Polish sports aircraft

The RWD 3 was a 1930 Polish sports aircraft and liaison aircraft prototype. A single-engine high-wing monoplane, it was constructed by the RWD team.

==Development==
The RWD 3 was constructed by the RWD team of Stanisław Rogalski, Stanisław Wigura and Jerzy Drzewiecki in Warsaw. Since their earlier design, the RWD 2 sports aircraft appeared quite successful, the Polish Military of Defence ordered in 1929 to develop its enlarged variant as a liaison aircraft. It retained the same fish-shaped fuselage without a direct view towards forward from the pilot's seat, though the view improved due to a thin fuselage profile before the pilot. At the same time, the RWD developed similar enlarged sports aircraft, the RWD 4, which shared many features with the RWD 3, but was powered with an inline engine and did not have folding wings.

One prototype was built for ground trials and one flying prototype.

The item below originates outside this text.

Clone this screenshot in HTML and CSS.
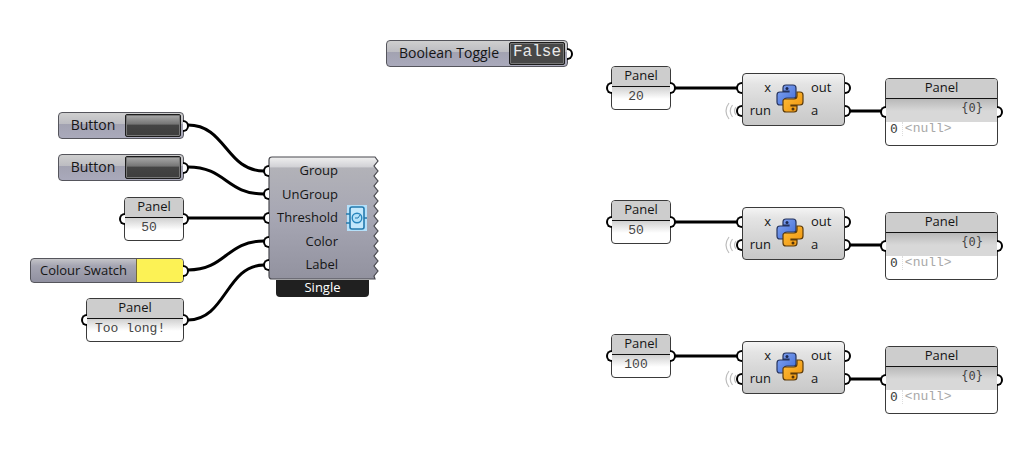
FILE: index.html
```html
<!DOCTYPE html>
<html lang="en">
<head>
<meta charset="utf-8">
<title>Node canvas</title>
<link rel="stylesheet" href="styles.css">
</head>
<body>
<svg class="defs" width="0" height="0" aria-hidden="true">
  <defs>
    <linearGradient id="blue" x1="0" y1="0" x2="1" y2="1"><stop offset="0" stop-color="#86a6f2"/><stop offset="1" stop-color="#3f6cd6"/></linearGradient>
    <linearGradient id="gold" x1="0" y1="0" x2="1" y2="1"><stop offset="0" stop-color="#ffc040"/><stop offset="1" stop-color="#ee9208"/></linearGradient>
    <symbol id="python" viewBox="0 0 28 30">
      <path d="M7 4Q7 1 10 1H17Q20 1 20 4V12Q20 14 18 14H11Q8 14 8 17V21H4Q1 21 1 18V11Q1 8 4 8H13V7H7Z" fill="url(#blue)" stroke="#26345e" stroke-width="1.2"/>
      <path d="M21 8H24Q27 8 27 11V18Q27 21 24 21H15V22H21V25Q21 28 18 28H10Q7 28 7 25V17Q7 15 9 15H18Q21 15 21 12Z" fill="url(#gold)" stroke="#5c3b0a" stroke-width="1.2"/>
      <circle cx="11" cy="4.500" r="1.500" fill="#1c2850"/>
      <circle cx="17" cy="25" r="1.500" fill="#53340a"/>
    </symbol>
    <symbol id="waves" viewBox="0 0 12 18">
      <path d="M4 1Q-2 9 4 17M7.500 3Q3 9 7.500 15M11 5Q8 9 11 13" fill="none" stroke="#bdbdbd" stroke-width="1.200"/>
    </symbol>
  </defs>
</svg>
<main class="canvas">
  <svg class="wires" aria-hidden="true">
    <path d="M188 125C226 125 226 171 264 171"/>
    <path d="M188 167C226 167 226 194 264 194"/>
    <path d="M188 218H264"/>
    <path d="M188 270C226 270 226 241 264 241"/>
    <path d="M188 320C226 320 226 265 264 265"/>
    <path d="M675 88H738M850 111H881M675 222H738M850 245H881M675 356H738M850 379H881"/>
  </svg>

  <section class="node control button-one"><label for="b1">Button</label><button class="push" id="b1" type="button"></button><i class="port out"></i></section>
  <section class="node control button-two"><label for="b2">Button</label><button class="push" id="b2" type="button"></button><i class="port out"></i></section>
  <section class="node panel threshold"><h2>Panel</h2><p>50</p><i class="port in"></i><i class="port out"></i></section>
  <section class="node control colour"><label for="sw">Colour Swatch</label><input class="swatch" id="sw" type="color" value="#fcf255"><i class="port out"></i></section>
  <section class="node panel note"><h2>Panel</h2><p>Too long!</p><i class="port in"></i><i class="port out"></i></section>

  <section class="grouper">
    <div class="body">
      <svg class="shell" viewBox="0 0 111 124" preserveAspectRatio="none" aria-hidden="true">
        <defs><linearGradient id="shell" x1="0" y1="0" x2="0" y2="1"><stop offset="0" stop-color="#f0f0f0"/><stop offset=".08" stop-color="#d2d2d6"/><stop offset=".09" stop-color="#b2b2b8"/><stop offset=".5" stop-color="#a6a6b3"/><stop offset="1" stop-color="#92929f"/></linearGradient></defs>
        <path d="M4 1H107L110 5L106 10L110 15L106 20L110 25L106 30L110 35L106 40L110 45L106 50L110 55L106 60L110 65L106 70L110 75L106 80L110 85L106 90L110 95L106 100L110 105L106 110L110 115L106 120L107 123H4Q1 123 1 120V4Q1 1 4 1Z" fill="url(#shell)" stroke="#48484e" stroke-width="1.200"/>
      </svg>
      <ul class="inputs">
        <li>Group<i class="port in"></i></li>
        <li>UnGroup<i class="port in"></i></li>
        <li>Threshold<i class="port in"></i></li>
        <li>Color<i class="port in"></i></li>
        <li>Label<i class="port in"></i></li>
      </ul>
      <svg class="meter" viewBox="0 0 22 26" aria-hidden="true">
        <rect x="1" width="20" height="26" fill="#b5e0fa"/>
        <rect x="4" y="2" width="14" height="22" rx="2" fill="#c4e8fc" stroke="#2379ad" stroke-width="1.600"/>
        <path d="M0 9H4M0 18H4M18 13H21" stroke="#2379ad" stroke-width="1.500"/>
        <circle cx="11" cy="13" r="4.800" fill="#b5e2fa" stroke="#2886bd" stroke-width="1.400"/>
        <path d="M9 13H12L14 10" fill="none" stroke="#2379ad"/>
      </svg>
    </div>
    <p class="mode">Single</p>
  </section>

  <section class="node control toggle"><label for="bt">Boolean Toggle</label><button class="push value" id="bt" type="button" aria-pressed="false">False</button><i class="port out"></i></section>

  <div class="chain first">
    <section class="node panel source"><h2>Panel</h2><p>20</p><i class="port in"></i><i class="port out"></i></section>
    <section class="node script"><ul class="left"><li>x<i class="port in"></i></li><li>run<svg class="waves" aria-hidden="true"><use href="#waves"/></svg><i class="port in"></i></li></ul><svg class="python" aria-hidden="true"><use href="#python"/></svg><ul class="right"><li>out<i class="port out"></i></li><li>a<i class="port out"></i></li></ul></section>
    <section class="node panel result"><h2>Panel</h2><p class="path">{0}</p><p class="entry"><span>0</span><span class="null">&lt;null&gt;</span></p><i class="port in"></i><i class="port out"></i></section>
  </div>
  <div class="chain second">
    <section class="node panel source"><h2>Panel</h2><p>50</p><i class="port in"></i><i class="port out"></i></section>
    <section class="node script"><ul class="left"><li>x<i class="port in"></i></li><li>run<svg class="waves" aria-hidden="true"><use href="#waves"/></svg><i class="port in"></i></li></ul><svg class="python" aria-hidden="true"><use href="#python"/></svg><ul class="right"><li>out<i class="port out"></i></li><li>a<i class="port out"></i></li></ul></section>
    <section class="node panel result"><h2>Panel</h2><p class="path">{0}</p><p class="entry"><span>0</span><span class="null">&lt;null&gt;</span></p><i class="port in"></i><i class="port out"></i></section>
  </div>
  <div class="chain third">
    <section class="node panel source"><h2>Panel</h2><p>100</p><i class="port in"></i><i class="port out"></i></section>
    <section class="node script"><ul class="left"><li>x<i class="port in"></i></li><li>run<svg class="waves" aria-hidden="true"><use href="#waves"/></svg><i class="port in"></i></li></ul><svg class="python" aria-hidden="true"><use href="#python"/></svg><ul class="right"><li>out<i class="port out"></i></li><li>a<i class="port out"></i></li></ul></section>
    <section class="node panel result"><h2>Panel</h2><p class="path">{0}</p><p class="entry"><span>0</span><span class="null">&lt;null&gt;</span></p><i class="port in"></i><i class="port out"></i></section>
  </div>
</main>
</body>
</html>
```
FILE: styles.css
```css
* { box-sizing: border-box; }
body { margin: 0; background: #fff; color: #151515; font: 13px/20px "Open Sans", "Noto Sans", sans-serif; }
h2, p, ul { margin: 0; padding: 0; font-size: 13px; font-weight: 400; list-style: none; }
.defs { position: absolute; }
.canvas { position: relative; min-height: 100vh; overflow: hidden; }
.wires { position: absolute; inset: 0; width: 100%; height: 100%; fill: none; stroke: #000; stroke-width: 3; }

/* Nodes sit freely on the canvas */
.node, .grouper { position: absolute; }
.node { border: 1px solid #3a3a3a; border-radius: 4px; }
.button-one { left: 58px; top: 112px; width: 126px; }
.button-two { left: 58px; top: 154px; width: 126px; }
.threshold { left: 124px; top: 197px; width: 60px; }
.colour { left: 30px; top: 258px; width: 154px; }
.note { left: 86px; top: 298px; width: 98px; }
.grouper { left: 268px; top: 156px; width: 111px; }
.toggle { left: 386px; top: 40px; width: 182px; }
.chain { position: absolute; left: 611px; display: flex; align-items: flex-start; }
.chain .node { position: relative; }
.first { top: 66px; }
.second { top: 200px; }
.third { top: 334px; }

/* Ports */
.port { position: absolute; top: 50%; width: 6px; height: 12px; margin-top: -6px; border: 2px solid #000; background: #fff; }
.port.in { right: 100%; border-right: 0; border-radius: 6px 0 0 6px; }
.port.out { left: 100%; border-left: 0; border-radius: 0 6px 6px 0; }

/* Label plus control */
.control { display: flex; height: 27px; padding: 1px 2px; border-color: #55555c; background: linear-gradient(#cfcfcf, #bdbdc2 42%, #a2a2b1 43%, #a9a9bb); }
.control label { flex: 1; text-align: center; font-size: 14px; line-height: 22px; }
.push { width: 56px; padding: 0; border: 1px solid #1c1c1c; border-radius: 2px; background: linear-gradient(#aaa, #777 42%, #444 50%, #3d3d3d); font: 16px/16px "Liberation Mono", monospace; color: #e8e8e8; box-shadow: inset 0 0 0 1px #777; }
.value { padding-bottom: 3px; background: #484848; }
.colour { height: 25px; padding: 0; background: linear-gradient(#c4c4c8, #a5a5b2 30%, #9090a0); }
.colour label { font-size: 13px; }
.swatch { width: 47px; height: 100%; padding: 0; border: 0; border-left: 1px solid #766b38; border-radius: 0 3px 3px 0; overflow: hidden; background: none; appearance: none; }
.swatch::-webkit-color-swatch-wrapper { padding: 0; }
.swatch::-webkit-color-swatch { border: 0; }

/* Panels */
.panel { min-height: 44px; background: linear-gradient(#d0d0d0, #fff 12px) 0 20px no-repeat #fff; }
.panel h2 { height: 20px; border-bottom: 1px solid #111; border-radius: 3px 3px 0 0; background: #cdcdcd; text-align: center; line-height: 17px; }
.panel p { font: 13px/20px "Liberation Mono", monospace; color: #444; text-align: center; }
.threshold p, .source p { padding-right: 10px; }
.note p { padding-left: 8px; text-align: left; }
.source { width: 60px; }
.result { width: 113px; height: 68px; margin: 12px 0 0 40px; }
.panel .path { height: 23px; padding: 0 14px; background: linear-gradient(#b8b8b8, #d8d8d8 12px); text-align: right; font: 12px/18px "DejaVu Sans Mono", monospace; }
.panel .entry { display: flex; gap: 4px; padding: 0 4px; line-height: 14px; }
.entry span:first-child { font-family: "DejaVu Sans Mono", monospace; font-size: 13px; }
.entry .null { border-left: 1px dotted #ddd; color: #a8a8a8; padding-left: 2px; }

/* Script component */
.script { display: grid; grid-template-columns: 28px 28px 1fr; column-gap: 5px; align-items: center; width: 103px; margin: 7px 0 0 71px; padding: 2px 0 3px; background: linear-gradient(#f4f4f4, #e4e4e4 20%, #d8d8d8 50%, #c8c8c8); }
.script li { position: relative; height: 23px; line-height: 22px; }
.left { text-align: right; }
.script .port.in { right: calc(100% + 1px); }
.script .port.out { left: calc(100% + 1px); }
.python { width: 28px; height: 30px; }
.right { padding-left: 2px; }
.waves { position: absolute; right: calc(100% + 6px); top: 3px; width: 12px; height: 18px; }

/* Grouping component */
.body { position: relative; height: 124px; padding: 3px 41px 3px 1px; }
.shell { position: absolute; inset: 0; width: 100%; height: 100%; }
.inputs { position: relative; display: grid; grid-template-rows: repeat(5, 1fr); height: 100%; text-align: right; }
.inputs li { position: relative; line-height: 23px; }
.meter { position: absolute; right: 11px; top: 49px; width: 22px; height: 26px; }
.mode { height: 17px; margin: 0 10px 0 8px; border-radius: 0 0 4px 4px; background: #202020; color: #fff; text-align: center; line-height: 14px; }
```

It was completed and flown by the designer Jerzy Drzewiecki in April 1930. Since it was found unsatisfactory as a liaison aircraft, it was handed over to sports aviation – Academic Aero Club in Warsaw, with the civil registration SP-WAA. It was used for training and in some competitions. Unlike the RWD 3, the RWD 4 appeared more successful design.

==Description==
Wooden construction single-engine high-wing cantilever monoplane, conventional in layout. The fuselage was rectangular in cross section (triangular in upper part), plywood-covered. Two-spar wings, covered with canvas, in front with plywood, were folding rearwards, unlike other early RWDs. Cantilever empennage, covered with plywood (stabilizers) and canvas (rudder and elevators). Crew of two was sitting in tandem in the fuselage. The cockpits were open in upper part on the sides, with individual doors on the right side. 5-cylinder air-cooled 88 hp radial engine Armstrong Siddeley Genet (80 hp nominal power, 88 hp take-off power) was mounted in front and drove two-blade wooden propeller. Conventional fixed landing gear, with a rear skid. Fuel tank in central wing section.